"Oh, thou little winged thing," she said, "who so easily could'st fly from me! Dost thou use those wings of liberty to draw yet nearer? In this place of high walls and narrow cells, they who have not full freedom, use to the full what freedom they possess, to turn, at my approach and fly from me. Not one if she could choose, would choose to come to me. . . . Is there any honour so great as that of being feared by all? Is there any loneliness so great as by all to be hated? That honour, little bird, is mine; also that loneliness. Who then hath sent thee thus to essay to take both from me?"

Heavy tears continued to fall upon the clasped hands; the worn face was distorted by mental suffering. The frozen soul of Mother Sub-Prioress having melted, the iron of self-knowledge was entering into it, causing the dull ache of a pain unspeakable. Yet she dared not sob, lest the heaving of her bosom should frighten away the little bird perched so lightly on her arm.

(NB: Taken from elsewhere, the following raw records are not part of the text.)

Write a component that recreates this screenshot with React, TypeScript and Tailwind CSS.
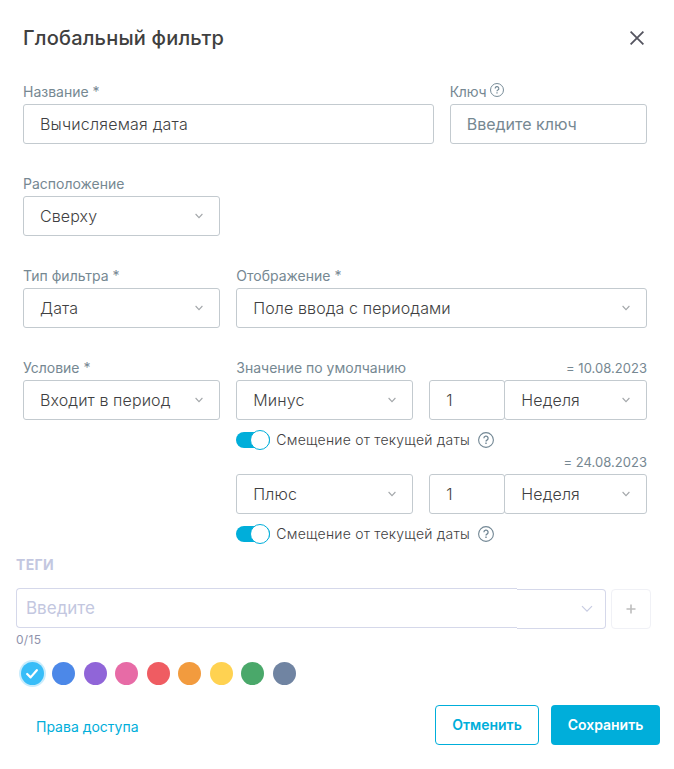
import type { ReactNode } from "react";
import clsx from "clsx";

const tagColors = [
  "bg-[#38bdf8]",
  "bg-[#4c88e8]",
  "bg-[#9065d8]",
  "bg-[#e76ba6]",
  "bg-[#ef5c62]",
  "bg-[#f29b3e]",
  "bg-[#ffd251]",
  "bg-[#4aa86a]",
  "bg-[#7084a2]",
];

interface FieldProps {
  label: ReactNode;
  hint?: string;
  className?: string;
  children: ReactNode;
}

function Field({ label, hint, className, children }: FieldProps) {
  return (
    <div className={className}>
      <div className="mb-0.5 flex h-5 items-center justify-between text-sm text-[#768892]">
        <span className="flex items-center">{label}</span>
        {hint && <span className="text-[13px] tracking-[0.03px]">{hint}</span>}
      </div>
      {children}
    </div>
  );
}

function Chevron() {
  return (
    <svg width="8" height="6" viewBox="0 0 8 6" fill="none" className="shrink-0">
      <path d="M.6 1L4 4.6 7.4 1" stroke="#a3a7aa" strokeWidth="1.1" />
    </svg>
  );
}

function Select({ value, className }: { value: string; className?: string }) {
  return (
    <button
      type="button"
      className={clsx(
        "flex h-10 items-center justify-between rounded-[3px] border border-[#c3cacf] pr-4 pl-4 text-base font-light tracking-[0.1px] whitespace-nowrap text-[#3f3f42]",
        className ?? "w-full"
      )}
    >
      {value}
      <Chevron />
    </button>
  );
}

function HelpIcon({ size }: { size: number }) {
  return (
    <svg width={size} height={size} viewBox="0 0 16 16" fill="none" stroke="#728794" className="shrink-0">
      <circle cx="8" cy="8" r="7.4" strokeWidth="1.1" />
      <path d="M5.9 6.3a2.1 2.1 0 1 1 3.1 1.8c-.7.4-1 .7-1 1.4" strokeWidth="1.3" />
      <path d="M8 10.6v1.4" strokeWidth="1.4" />
    </svg>
  );
}

function PeriodRow({ sign }: { sign: string }) {
  return (
    <>
      <div className="flex">
        <Select value={sign} className="w-[177px]" />
        <input
          defaultValue="1"
          className="ml-4 h-10 w-[76px] rounded-[3px] border border-[#c3cacf] px-4 text-base font-light text-[#3f3f42]"
        />
        <Select value="Неделя" className="-ml-px min-w-0 flex-1" />
      </div>
      <div className="mt-2.5 flex h-5 items-center text-sm font-light tracking-[0.22px] text-[#3f3f42]">
        <span className="mr-1.5 flex h-4 w-[34px] items-center justify-end rounded-full bg-[#00aeda]">
          <span className="size-5 shrink-0 rounded-full border border-[#00aeda] bg-white" />
        </span>
        Смещение от текущей даты
        <span className="ml-[7.5px]">
          <HelpIcon size={16} />
        </span>
      </div>
    </>
  );
}

function Tags() {
  return (
    <section className="px-4">
      <h3 className="text-sm leading-5 font-bold tracking-[0.3px] text-[#c3c7e0]">ТЕГИ</h3>
      <div className="mt-[13px] flex">
        <div className="flex h-10 w-[501px] items-center rounded-l-[4px] border border-r-0 border-[#d5d8ea] pt-0.5 pl-[9px] text-[17px] text-[#c3c7e0]">
          Введите
        </div>
        <div className="mt-px flex h-10 w-[89px] items-center justify-end rounded-r-[4px] border border-l-0 border-[#d5d8ea] pr-3">
          <svg width="12" height="8" viewBox="0 0 12 8" fill="none">
            <path d="M1 1.2l5 5 5-5" stroke="#c8cce2" strokeWidth="1.2" />
          </svg>
        </div>
        <button
          type="button"
          className="mt-px ml-[5px] flex size-10 items-center justify-center rounded-[4px] border border-[#f0f1f6]"
        >
          <svg width="10" height="10" viewBox="0 0 10 10" stroke="#bdbdbd" strokeWidth="1.6">
            <path d="M5 .5v9M.5 5h9" />
          </svg>
        </button>
      </div>
      <p className="mt-[3px] text-xs leading-4 tracking-[0.3px] text-[#8f93ad]">0/15</p>
      <div className="mt-3.5 ml-[4.5px] flex gap-[8.5px]">
        {tagColors.map((color, index) => (
          <span
            key={color}
            className={clsx(
              "flex size-[23px] items-center justify-center rounded-full",
              color,
              index === 0 && "ring-2 ring-[#c9ecfc]"
            )}
          >
            {index === 0 && (
              <svg width="12" height="10" viewBox="0 0 12 10" fill="none">
                <path d="M1.2 5l3.4 3.4L10.8 1.2" stroke="#fff" strokeWidth="2.2" strokeLinecap="round" strokeLinejoin="round" />
              </svg>
            )}
          </span>
        ))}
      </div>
    </section>
  );
}

export default function App() {
  return (
    <div className="h-[769px] w-[674px] overflow-hidden bg-white font-['Inter',sans-serif]">
      <header className="flex h-[82px] items-start justify-between pt-6 pr-[30px] pl-[23px]">
        <h2 className="text-xl leading-7 font-medium tracking-[0.2px] text-[#404040]">Глобальный фильтр</h2>
        <button type="button" aria-label="Закрыть" className="mt-[7px]">
          <svg width="14" height="14" viewBox="0 0 14 14" stroke="#54545f" strokeWidth="1.8">
            <path d="M.6.6l12.8 12.8M13.4.6L.6 13.4" />
          </svg>
        </button>
      </header>

      <form className="grid h-[473px] grid-cols-3 content-start gap-x-4 gap-y-[30px] pr-[27px] pl-[23px]">
        <Field label="Название *" className="col-span-2">
          <input
            defaultValue="Вычисляемая дата"
            className="block h-10 w-full rounded-[3px] border border-[#c3cacf] px-4 text-base font-light tracking-[0.2px] text-[#3f3f42]"
          />
        </Field>
        <Field
          label={
            <>
              <span className="tracking-[-0.2px]">Ключ</span>
              <span className="mb-1 ml-1">
                <HelpIcon size={14} />
              </span>
            </>
          }
        >
          <input
            placeholder="Введите ключ"
            className="block h-10 w-full rounded-[3px] border border-[#c3cacf] px-4 text-base placeholder:text-[#768892]"
          />
        </Field>

        <Field label="Расположение" className="col-span-3">
          <Select value="Сверху" className="w-[197px]" />
        </Field>

        <Field label="Тип фильтра *">
          <Select value="Дата" />
        </Field>
        <Field label="Отображение *" className="col-span-2">
          <Select value="Поле ввода с периодами" />
        </Field>

        <Field label="Условие *">
          <Select value="Входит в период" />
        </Field>
        <div className="col-span-2">
          <Field label="Значение по умолчанию" hint="= 10.08.2023">
            <PeriodRow sign="Минус" />
          </Field>
          <Field label="" hint="= 24.08.2023" className="mt-0.5">
            <PeriodRow sign="Плюс" />
          </Field>
        </div>
      </form>

      <Tags />

      <footer className="mt-5 flex items-center pr-3.5 pl-9 text-sm">
        <a href="#" className="mt-1 text-[#00aeda]">
          Права доступа
        </a>
        <button
          type="button"
          className="ml-auto h-10 w-[104px] rounded-[4px] border border-[#00aeda] font-semibold text-[#00aeda]"
        >
          Отменить
        </button>
        <button type="button" className="ml-3 h-10 w-[109px] rounded-[4px] bg-[#00aeda] font-semibold text-white">
          Сохранить
        </button>
      </footer>
    </div>
  );
}
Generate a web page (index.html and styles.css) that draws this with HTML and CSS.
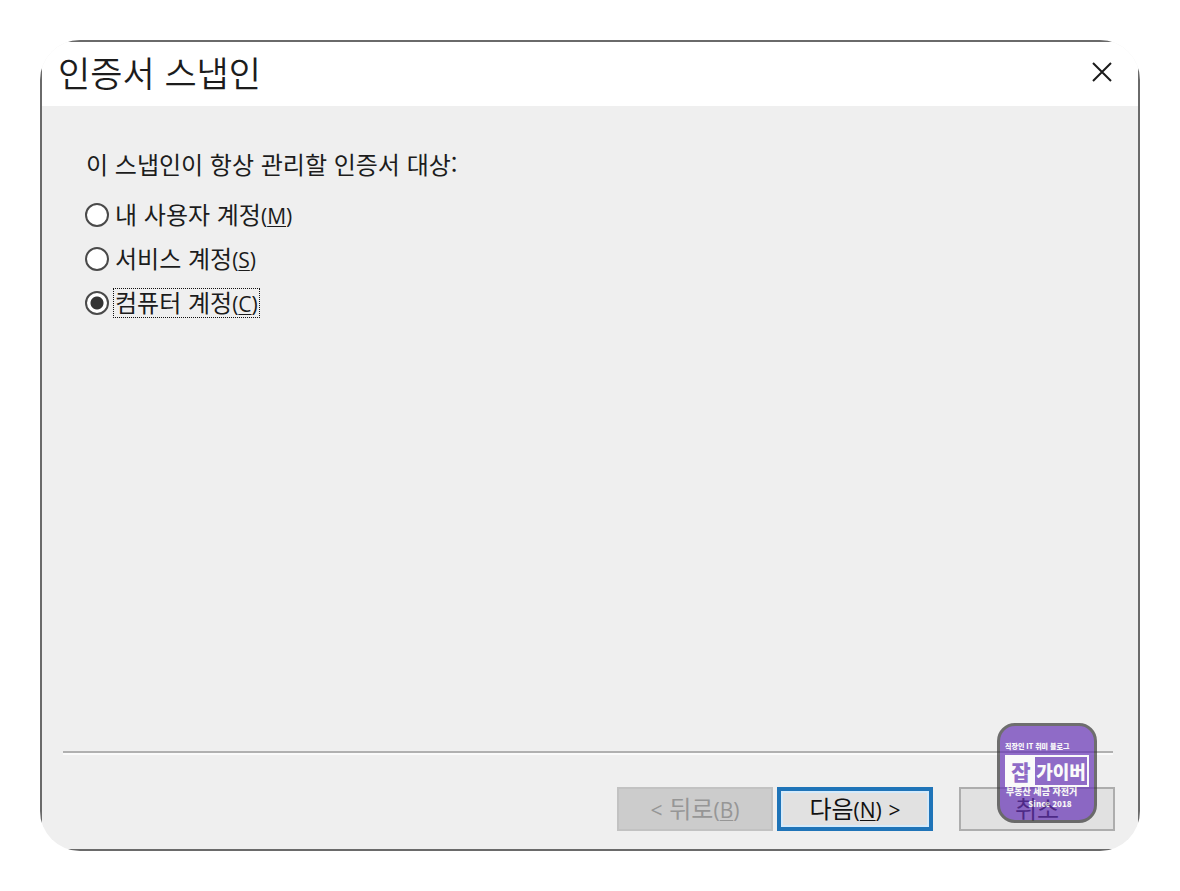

This evidence of the trust in her of a little living thing, was the one rope to which Mother Sub-Prioress clung in those first moments, during which the black waters of remorse and despair passed over her head—a rope made of frail enough strands, God knows: bright eyes alert, small clinging feet, a pair of folded wings. Yet do the frailest threads of love and trust, make a safer rope to which to cling when shipwreck threatens the heart, than the iron chains of obligation and duty.

Presently a sordid doubt seized upon Mother Sub-Prioress. Had the robin finished the cheese, and come to her thus, merely to ask for more?

Very slowly she ventured to turn her head, until the stone coping at her elbow came into her range of vision.

Then a glow of pride and happiness warmed her heart. Three—four—five fragments remained! Not for greed or favour had this little wild thing of his own free will drawn near.

For what, then? . . .

Mother Sub-Prioress whispered the answer; and as she whispered it, her tears fell afresh; but now they were tears without bitterness; a healing fount seemed to well up within her softening heart.

For love? Yea, verily! For love of her, those small brown wings had brought him near, those bright eyes were unafraid.

"For love of me," she whispered. "For love of me."